GIVEN EXERCISE:
Pull each line holding "components" out of the entries below.

INPUT:
— START —
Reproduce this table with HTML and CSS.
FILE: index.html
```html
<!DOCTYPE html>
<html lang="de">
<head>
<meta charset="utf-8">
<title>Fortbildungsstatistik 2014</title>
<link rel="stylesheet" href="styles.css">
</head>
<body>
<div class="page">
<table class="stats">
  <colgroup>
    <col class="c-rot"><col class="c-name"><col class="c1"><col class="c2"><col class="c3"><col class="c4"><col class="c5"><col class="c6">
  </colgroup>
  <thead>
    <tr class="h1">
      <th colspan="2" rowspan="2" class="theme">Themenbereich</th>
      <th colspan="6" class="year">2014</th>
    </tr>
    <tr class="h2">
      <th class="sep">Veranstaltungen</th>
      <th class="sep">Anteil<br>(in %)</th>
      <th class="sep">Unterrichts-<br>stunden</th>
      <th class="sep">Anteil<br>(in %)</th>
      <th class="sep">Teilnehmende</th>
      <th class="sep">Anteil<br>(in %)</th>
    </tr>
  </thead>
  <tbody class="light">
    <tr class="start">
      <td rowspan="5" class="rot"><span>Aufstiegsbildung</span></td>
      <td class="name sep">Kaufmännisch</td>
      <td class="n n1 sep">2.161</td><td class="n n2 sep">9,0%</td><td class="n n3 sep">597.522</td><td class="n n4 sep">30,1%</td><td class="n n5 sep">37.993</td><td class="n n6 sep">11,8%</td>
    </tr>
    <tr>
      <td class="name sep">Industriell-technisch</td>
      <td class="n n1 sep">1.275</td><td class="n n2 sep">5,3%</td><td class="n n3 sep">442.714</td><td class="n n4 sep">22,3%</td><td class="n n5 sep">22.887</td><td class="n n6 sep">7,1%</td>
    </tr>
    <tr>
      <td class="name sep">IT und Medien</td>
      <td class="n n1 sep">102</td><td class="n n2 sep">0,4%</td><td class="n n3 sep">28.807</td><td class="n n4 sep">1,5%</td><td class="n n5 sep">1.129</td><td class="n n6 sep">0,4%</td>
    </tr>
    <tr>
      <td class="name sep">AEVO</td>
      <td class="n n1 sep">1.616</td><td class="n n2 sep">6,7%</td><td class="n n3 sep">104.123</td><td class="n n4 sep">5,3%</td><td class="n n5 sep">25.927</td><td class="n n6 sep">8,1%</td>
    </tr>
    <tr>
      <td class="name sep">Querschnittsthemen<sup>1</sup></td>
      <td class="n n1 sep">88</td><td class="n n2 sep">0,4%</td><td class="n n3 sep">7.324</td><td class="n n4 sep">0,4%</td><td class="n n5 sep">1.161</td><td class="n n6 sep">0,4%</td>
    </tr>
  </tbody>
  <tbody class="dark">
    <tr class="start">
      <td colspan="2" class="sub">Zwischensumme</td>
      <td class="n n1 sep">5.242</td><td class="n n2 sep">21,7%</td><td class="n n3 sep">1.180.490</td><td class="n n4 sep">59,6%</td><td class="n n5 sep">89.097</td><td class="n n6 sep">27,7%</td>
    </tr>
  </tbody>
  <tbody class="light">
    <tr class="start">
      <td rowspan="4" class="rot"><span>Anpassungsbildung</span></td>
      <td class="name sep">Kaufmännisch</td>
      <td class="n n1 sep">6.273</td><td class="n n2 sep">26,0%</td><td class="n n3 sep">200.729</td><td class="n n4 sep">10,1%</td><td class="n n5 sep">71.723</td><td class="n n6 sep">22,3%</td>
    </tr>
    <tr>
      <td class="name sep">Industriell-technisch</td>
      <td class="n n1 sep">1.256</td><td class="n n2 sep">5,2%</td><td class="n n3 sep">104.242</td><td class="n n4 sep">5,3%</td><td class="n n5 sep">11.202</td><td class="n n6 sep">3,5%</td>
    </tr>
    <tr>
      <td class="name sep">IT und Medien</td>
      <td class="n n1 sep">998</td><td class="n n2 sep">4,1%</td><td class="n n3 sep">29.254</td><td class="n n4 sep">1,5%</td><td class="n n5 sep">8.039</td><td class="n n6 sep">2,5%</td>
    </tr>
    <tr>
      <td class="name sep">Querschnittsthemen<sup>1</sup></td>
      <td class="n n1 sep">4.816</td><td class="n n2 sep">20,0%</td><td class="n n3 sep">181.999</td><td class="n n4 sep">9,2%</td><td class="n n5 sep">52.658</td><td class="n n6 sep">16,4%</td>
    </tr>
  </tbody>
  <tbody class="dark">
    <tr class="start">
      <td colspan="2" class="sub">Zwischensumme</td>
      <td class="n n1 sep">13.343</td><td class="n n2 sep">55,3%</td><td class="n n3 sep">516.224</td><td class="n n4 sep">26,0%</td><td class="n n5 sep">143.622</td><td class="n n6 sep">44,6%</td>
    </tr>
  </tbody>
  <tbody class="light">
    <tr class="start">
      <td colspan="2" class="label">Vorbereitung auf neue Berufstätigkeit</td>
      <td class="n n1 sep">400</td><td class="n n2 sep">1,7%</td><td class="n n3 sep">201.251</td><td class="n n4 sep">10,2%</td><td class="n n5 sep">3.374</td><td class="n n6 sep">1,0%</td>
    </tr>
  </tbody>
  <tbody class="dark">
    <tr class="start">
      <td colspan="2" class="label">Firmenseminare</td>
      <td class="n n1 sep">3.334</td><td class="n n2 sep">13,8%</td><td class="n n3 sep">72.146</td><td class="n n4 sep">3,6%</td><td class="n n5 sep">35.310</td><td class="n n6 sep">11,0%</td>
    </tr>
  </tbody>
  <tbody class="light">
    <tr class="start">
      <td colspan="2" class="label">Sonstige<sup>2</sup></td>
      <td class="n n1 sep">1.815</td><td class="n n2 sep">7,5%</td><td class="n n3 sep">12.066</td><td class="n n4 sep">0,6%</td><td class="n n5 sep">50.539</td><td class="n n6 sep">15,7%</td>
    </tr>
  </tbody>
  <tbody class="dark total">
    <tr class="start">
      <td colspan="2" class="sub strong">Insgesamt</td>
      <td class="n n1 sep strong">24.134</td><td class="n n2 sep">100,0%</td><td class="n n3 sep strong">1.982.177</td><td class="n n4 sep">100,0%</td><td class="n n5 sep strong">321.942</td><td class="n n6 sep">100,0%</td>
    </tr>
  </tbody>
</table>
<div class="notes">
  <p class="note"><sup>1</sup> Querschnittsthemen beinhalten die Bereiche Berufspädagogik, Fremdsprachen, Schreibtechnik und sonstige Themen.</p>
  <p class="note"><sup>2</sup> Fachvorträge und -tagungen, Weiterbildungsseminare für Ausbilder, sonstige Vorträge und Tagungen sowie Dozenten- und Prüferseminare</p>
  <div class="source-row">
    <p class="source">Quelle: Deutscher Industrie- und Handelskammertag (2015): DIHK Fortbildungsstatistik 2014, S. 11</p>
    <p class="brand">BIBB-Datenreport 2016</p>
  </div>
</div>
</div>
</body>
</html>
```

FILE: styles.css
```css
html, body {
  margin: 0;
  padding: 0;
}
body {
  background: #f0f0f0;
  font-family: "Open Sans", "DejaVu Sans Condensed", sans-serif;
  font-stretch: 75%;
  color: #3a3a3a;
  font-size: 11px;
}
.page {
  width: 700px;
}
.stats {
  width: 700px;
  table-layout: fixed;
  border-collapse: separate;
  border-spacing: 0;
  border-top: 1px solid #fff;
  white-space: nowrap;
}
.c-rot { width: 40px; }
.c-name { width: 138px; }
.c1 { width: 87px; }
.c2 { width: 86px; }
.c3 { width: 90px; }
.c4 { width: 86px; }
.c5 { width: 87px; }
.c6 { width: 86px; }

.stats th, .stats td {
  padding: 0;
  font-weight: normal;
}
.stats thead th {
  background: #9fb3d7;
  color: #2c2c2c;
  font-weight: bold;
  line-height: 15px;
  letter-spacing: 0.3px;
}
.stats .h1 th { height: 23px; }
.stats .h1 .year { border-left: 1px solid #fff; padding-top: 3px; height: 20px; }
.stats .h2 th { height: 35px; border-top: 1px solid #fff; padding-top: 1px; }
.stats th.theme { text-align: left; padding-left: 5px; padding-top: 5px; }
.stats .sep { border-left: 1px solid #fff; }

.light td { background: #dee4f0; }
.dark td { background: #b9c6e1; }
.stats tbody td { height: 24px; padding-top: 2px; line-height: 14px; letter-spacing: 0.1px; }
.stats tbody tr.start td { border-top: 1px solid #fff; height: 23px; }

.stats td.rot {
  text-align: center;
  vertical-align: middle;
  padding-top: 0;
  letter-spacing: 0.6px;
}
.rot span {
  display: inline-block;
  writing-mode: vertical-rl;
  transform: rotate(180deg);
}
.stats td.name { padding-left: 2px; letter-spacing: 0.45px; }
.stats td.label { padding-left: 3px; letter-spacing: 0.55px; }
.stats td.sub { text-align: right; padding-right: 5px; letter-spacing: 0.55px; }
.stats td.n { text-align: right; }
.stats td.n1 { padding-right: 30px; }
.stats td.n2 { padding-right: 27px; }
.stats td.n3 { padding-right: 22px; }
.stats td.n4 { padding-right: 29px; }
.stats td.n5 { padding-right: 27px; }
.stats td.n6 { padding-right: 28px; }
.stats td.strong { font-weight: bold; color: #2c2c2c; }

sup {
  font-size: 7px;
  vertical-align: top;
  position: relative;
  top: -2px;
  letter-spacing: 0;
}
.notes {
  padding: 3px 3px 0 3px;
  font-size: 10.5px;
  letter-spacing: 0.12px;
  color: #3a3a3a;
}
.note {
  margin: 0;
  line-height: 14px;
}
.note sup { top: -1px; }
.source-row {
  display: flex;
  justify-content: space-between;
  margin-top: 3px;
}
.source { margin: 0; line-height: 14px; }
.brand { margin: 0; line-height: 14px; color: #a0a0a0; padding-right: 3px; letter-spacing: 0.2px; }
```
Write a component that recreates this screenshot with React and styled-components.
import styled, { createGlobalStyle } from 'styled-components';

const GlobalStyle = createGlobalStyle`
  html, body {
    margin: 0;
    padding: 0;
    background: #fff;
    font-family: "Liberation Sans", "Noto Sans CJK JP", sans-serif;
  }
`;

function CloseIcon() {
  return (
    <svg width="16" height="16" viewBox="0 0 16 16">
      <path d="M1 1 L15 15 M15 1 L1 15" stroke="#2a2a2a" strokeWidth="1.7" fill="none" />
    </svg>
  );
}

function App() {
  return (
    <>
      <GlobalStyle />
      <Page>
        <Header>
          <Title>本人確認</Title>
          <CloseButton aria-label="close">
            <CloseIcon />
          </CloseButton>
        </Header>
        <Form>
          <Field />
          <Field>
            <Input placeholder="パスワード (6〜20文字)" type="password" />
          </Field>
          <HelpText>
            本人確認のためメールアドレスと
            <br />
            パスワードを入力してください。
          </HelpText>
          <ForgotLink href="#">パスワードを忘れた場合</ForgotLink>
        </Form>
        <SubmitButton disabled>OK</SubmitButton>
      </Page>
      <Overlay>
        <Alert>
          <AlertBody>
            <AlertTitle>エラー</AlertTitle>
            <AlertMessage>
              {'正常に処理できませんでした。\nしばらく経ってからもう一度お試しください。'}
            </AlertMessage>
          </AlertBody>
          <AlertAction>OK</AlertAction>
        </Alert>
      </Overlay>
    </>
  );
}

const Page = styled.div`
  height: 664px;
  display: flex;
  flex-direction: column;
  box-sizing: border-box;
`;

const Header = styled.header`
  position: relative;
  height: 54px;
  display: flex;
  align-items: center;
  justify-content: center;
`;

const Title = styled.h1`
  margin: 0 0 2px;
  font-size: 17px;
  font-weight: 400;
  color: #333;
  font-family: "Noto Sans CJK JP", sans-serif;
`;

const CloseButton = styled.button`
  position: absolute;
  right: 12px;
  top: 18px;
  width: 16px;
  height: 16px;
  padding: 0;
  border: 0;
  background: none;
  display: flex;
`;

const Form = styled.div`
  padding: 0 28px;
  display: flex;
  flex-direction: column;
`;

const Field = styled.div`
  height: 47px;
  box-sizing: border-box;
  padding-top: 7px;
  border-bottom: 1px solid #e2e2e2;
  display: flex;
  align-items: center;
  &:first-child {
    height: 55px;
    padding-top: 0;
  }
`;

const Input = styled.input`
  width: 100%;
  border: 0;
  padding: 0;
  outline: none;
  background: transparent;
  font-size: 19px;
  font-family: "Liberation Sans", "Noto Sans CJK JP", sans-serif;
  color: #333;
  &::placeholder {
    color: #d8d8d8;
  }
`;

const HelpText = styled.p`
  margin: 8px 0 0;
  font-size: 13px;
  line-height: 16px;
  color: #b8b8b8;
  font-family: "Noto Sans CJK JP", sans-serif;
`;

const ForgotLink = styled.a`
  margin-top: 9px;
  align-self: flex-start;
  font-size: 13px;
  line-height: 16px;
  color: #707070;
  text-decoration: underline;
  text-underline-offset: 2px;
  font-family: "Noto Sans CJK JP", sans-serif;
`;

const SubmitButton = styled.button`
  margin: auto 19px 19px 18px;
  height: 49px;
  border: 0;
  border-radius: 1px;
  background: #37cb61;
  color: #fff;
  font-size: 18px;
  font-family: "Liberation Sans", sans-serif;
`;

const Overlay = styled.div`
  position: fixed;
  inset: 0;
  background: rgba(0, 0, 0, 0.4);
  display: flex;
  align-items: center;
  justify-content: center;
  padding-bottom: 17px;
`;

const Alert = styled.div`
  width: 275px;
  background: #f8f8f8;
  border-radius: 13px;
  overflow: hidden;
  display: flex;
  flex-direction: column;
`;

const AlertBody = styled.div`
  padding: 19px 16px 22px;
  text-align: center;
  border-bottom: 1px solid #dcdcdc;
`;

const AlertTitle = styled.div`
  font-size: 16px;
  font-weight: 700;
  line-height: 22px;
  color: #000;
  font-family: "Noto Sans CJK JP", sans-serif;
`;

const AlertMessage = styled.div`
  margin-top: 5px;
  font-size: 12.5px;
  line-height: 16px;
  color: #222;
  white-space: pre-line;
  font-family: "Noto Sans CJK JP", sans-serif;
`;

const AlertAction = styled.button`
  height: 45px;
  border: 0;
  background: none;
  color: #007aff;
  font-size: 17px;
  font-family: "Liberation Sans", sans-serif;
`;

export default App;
— END —
SOLUTION FOR THIS TASK:
Write a component that recreates this screenshot with React and styled-components.
import styled, { createGlobalStyle } from 'styled-components';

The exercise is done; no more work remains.